Rząd nie kryje, że koszty wsparcia kredytobiorców poniosą same banki. Będą musiały przekazać pieniądze na pomoc i muszą liczyć się z utratą lub przesunięciem części dochodów odsetkowych. Do tego premier ostro zaatakował instytucje finansowe, które zdecydowanie wolniej podnoszą oprocentowanie lokat niż kredytów.
"Nie czekajcie dłużej, ponieważ jest to nadmierny zysk, który pojawia się w waszych portfelach, niesprawiedliwy zysk" - powiedział Mateusz Morawiecki.
Dalsza część artykułu pod materiałem wideo
Akcje banków zanurkowały
Na efekty nie trzeba było długo czekać. Notowania akcji banków na warszawskiej giełdzie po słowach premiera ostro poleciały w dół. Indeks WIG-Banki po południu jest blisko 6 proc. na minusie. Żaden inny sektor na GPW nie traci aż tak mocno.
Kurs WIG-Banki spadł poniżej 7 tys. pkt. To najgorszy wynik od blisko 7 tygodni. Jeszcze w pierwszych dniach kwietnia sięgał 8 tys. pkt.
Notowania indeksu WIG-Banki z ostatnich dwóch tygodni
Słabo wypada WIG20. Pekao, PKO BP, mBank i Santander ciągną mocno w dół ten prestiżowy indeks. Około godz. 13.00 ich notowania były pod kreską 5-7 proc.
Bez wyjątku tracą też mniejsze banki. Uwagę zwracają m.in. akcje Aliora, które tanieją ponad 6 proc., a największy cios przyjmuje Millennium Bank (około 7,5 proc. na minusie).
Procenty nie robią takiego wrażenia jak konkretne kwoty. Tylko w przypadku największego banku PKO BP poniedziałkowy zjazd na akcjach oznacza, że jego rynkowa wartość spadła o około 3,3 mld zł. Wynosi obecnie blisko 43,7 mld zł.
W przypadku Pekao mowa o spadku kapitalizacji banku o około 2,4 mld zł. Santander traci 1,5 mld zł, a mBank - 0,9 mld zł.
Warto zauważyć, że dla samych banków są to tylko statystyczne straty (w teoretycznej wartości rynkowej). Gorzej z posiadaczami akcji banków. Oni w porównaniu z piątkiem mają na kontach mniej pieniędzy.
Banki podwoiły zyski
Inwestorzy po słowach premiera Morawieckiego w dużej ilości wyprzedają akcje banków w obawie przed m.in. pogorszeniem wyników finansowych. A poprzeczka oczekiwań była zawieszona wysoko.
Na koniec lutego zysk banków sięgnął ponad 4,1 mld zł, co oznacza wzrost o ponad 97 proc. w stosunku do lutego 2021 roku - wynika z ostatnich danych NBP.

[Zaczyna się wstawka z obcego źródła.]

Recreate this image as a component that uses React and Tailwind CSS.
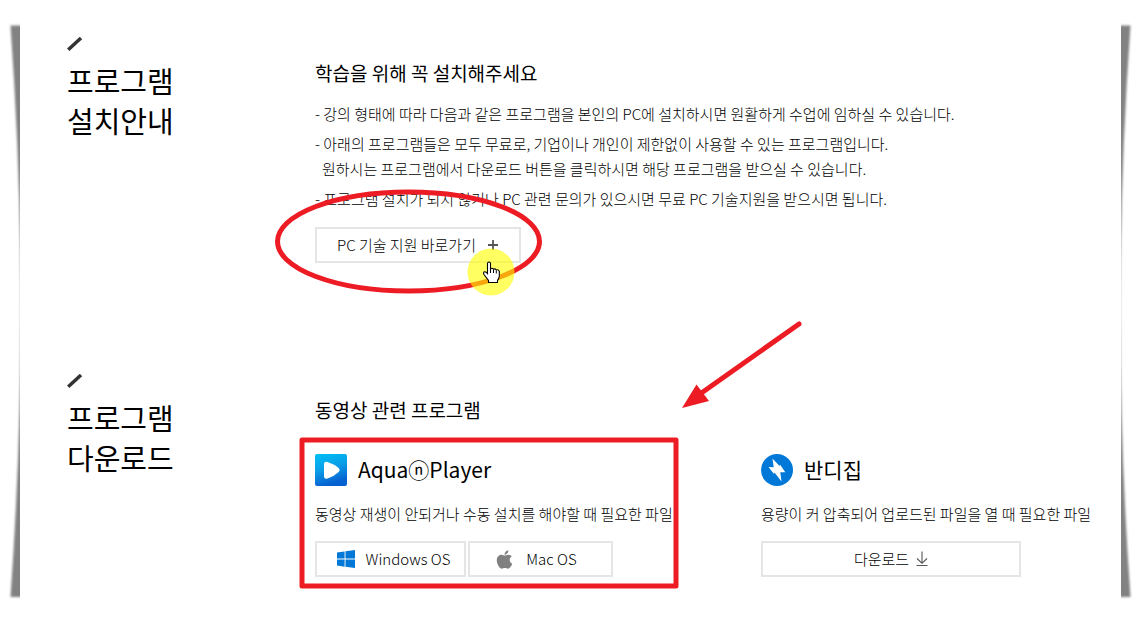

NBP w najnowszym komunikacie wskazał, że wyniki banków wyraźnie poprawił wzrost stóp procentowych. Wynik odsetkowy w lutym przekroczył poziom 12,79 mld zł, a rok wcześniej było to niecałe 8 mld zł.
Bankom udało się poprawić też przychody z opłat i prowizji. Wpływy z tego źródła wyniosły ponad 3,82 mld zł wobec 3,28 mld zł w lutym 2021 roku.